• Exercise description: Do not include the pictures; repeat the rest of the data exactly.

• Provided data:
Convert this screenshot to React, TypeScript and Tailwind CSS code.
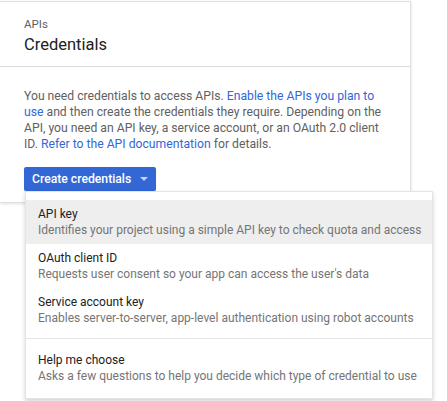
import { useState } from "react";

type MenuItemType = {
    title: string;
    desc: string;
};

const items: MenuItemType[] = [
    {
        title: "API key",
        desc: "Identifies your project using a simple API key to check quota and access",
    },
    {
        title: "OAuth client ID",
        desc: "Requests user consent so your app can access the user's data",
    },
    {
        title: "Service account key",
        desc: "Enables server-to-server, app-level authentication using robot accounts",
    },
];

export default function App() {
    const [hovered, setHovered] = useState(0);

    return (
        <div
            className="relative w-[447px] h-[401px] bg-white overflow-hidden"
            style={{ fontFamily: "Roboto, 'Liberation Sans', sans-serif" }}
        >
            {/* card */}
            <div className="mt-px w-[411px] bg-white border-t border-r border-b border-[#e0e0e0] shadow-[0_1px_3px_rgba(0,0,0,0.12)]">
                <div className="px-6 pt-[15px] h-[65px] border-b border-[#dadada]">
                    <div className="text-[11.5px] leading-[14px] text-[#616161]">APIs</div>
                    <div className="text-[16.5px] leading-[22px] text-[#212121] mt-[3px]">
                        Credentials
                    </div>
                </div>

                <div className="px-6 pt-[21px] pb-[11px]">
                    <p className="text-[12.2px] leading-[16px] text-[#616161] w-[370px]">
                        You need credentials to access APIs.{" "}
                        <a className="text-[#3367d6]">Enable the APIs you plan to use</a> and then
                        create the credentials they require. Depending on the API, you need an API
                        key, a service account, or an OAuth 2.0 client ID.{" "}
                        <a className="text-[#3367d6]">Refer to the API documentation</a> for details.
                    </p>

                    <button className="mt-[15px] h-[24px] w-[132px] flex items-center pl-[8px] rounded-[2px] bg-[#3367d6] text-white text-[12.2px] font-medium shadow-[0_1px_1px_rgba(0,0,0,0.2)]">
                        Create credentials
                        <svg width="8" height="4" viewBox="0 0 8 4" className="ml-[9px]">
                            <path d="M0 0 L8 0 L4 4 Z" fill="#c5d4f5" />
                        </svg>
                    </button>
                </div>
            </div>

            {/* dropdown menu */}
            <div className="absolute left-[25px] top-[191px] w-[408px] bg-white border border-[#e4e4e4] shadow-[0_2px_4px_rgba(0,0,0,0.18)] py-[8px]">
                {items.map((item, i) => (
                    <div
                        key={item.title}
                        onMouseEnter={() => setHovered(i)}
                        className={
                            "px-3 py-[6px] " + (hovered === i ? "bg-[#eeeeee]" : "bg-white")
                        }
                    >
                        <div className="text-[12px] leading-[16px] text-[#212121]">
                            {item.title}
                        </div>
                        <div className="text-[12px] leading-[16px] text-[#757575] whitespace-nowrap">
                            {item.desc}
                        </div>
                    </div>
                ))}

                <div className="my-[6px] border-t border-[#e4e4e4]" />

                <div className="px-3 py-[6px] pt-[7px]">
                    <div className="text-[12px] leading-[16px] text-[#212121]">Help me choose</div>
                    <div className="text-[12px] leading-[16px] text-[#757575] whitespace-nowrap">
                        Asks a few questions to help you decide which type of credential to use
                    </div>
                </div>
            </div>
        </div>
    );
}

• Task response:
Convert this screenshot to React, TypeScript and Tailwind CSS code.
import { useState } from "react";

type MenuItemType = {
    title: string;
    desc: string;
};

const items: MenuItemType[] = [
    {
        title: "API key",
        desc: "Identifies your project using a simple API key to check quota and access",
    },
    {
        title: "OAuth client ID",
        desc: "Requests user consent so your app can access the user's data",
    },
    {
        title: "Service account key",
        desc: "Enables server-to-server, app-level authentication using robot accounts",
    },
];

export default function App() {
    const [hovered, setHovered] = useState(0);

    return (
        <div
            className="relative w-[447px] h-[401px] bg-white overflow-hidden"
            style={{ fontFamily: "Roboto, 'Liberation Sans', sans-serif" }}
        >
            {/* card */}
            <div className="mt-px w-[411px] bg-white border-t border-r border-b border-[#e0e0e0] shadow-[0_1px_3px_rgba(0,0,0,0.12)]">
                <div className="px-6 pt-[15px] h-[65px] border-b border-[#dadada]">
                    <div className="text-[11.5px] leading-[14px] text-[#616161]">APIs</div>
                    <div className="text-[16.5px] leading-[22px] text-[#212121] mt-[3px]">
                        Credentials
                    </div>
                </div>

                <div className="px-6 pt-[21px] pb-[11px]">
                    <p className="text-[12.2px] leading-[16px] text-[#616161] w-[370px]">
                        You need credentials to access APIs.{" "}
                        <a className="text-[#3367d6]">Enable the APIs you plan to use</a> and then
                        create the credentials they require. Depending on the API, you need an API
                        key, a service account, or an OAuth 2.0 client ID.{" "}
                        <a className="text-[#3367d6]">Refer to the API documentation</a> for details.
                    </p>

                    <button className="mt-[15px] h-[24px] w-[132px] flex items-center pl-[8px] rounded-[2px] bg-[#3367d6] text-white text-[12.2px] font-medium shadow-[0_1px_1px_rgba(0,0,0,0.2)]">
                        Create credentials
                        <svg width="8" height="4" viewBox="0 0 8 4" className="ml-[9px]">
                            <path d="M0 0 L8 0 L4 4 Z" fill="#c5d4f5" />
                        </svg>
                    </button>
                </div>
            </div>

            {/* dropdown menu */}
            <div className="absolute left-[25px] top-[191px] w-[408px] bg-white border border-[#e4e4e4] shadow-[0_2px_4px_rgba(0,0,0,0.18)] py-[8px]">
                {items.map((item, i) => (
                    <div
                        key={item.title}
                        onMouseEnter={() => setHovered(i)}
                        className={
                            "px-3 py-[6px] " + (hovered === i ? "bg-[#eeeeee]" : "bg-white")
                        }
                    >
                        <div className="text-[12px] leading-[16px] text-[#212121]">
                            {item.title}
                        </div>
                        <div className="text-[12px] leading-[16px] text-[#757575] whitespace-nowrap">
                            {item.desc}
                        </div>
                    </div>
                ))}

                <div className="my-[6px] border-t border-[#e4e4e4]" />

                <div className="px-3 py-[6px] pt-[7px]">
                    <div className="text-[12px] leading-[16px] text-[#212121]">Help me choose</div>
                    <div className="text-[12px] leading-[16px] text-[#757575] whitespace-nowrap">
                        Asks a few questions to help you decide which type of credential to use
                    </div>
                </div>
            </div>
        </div>
    );
}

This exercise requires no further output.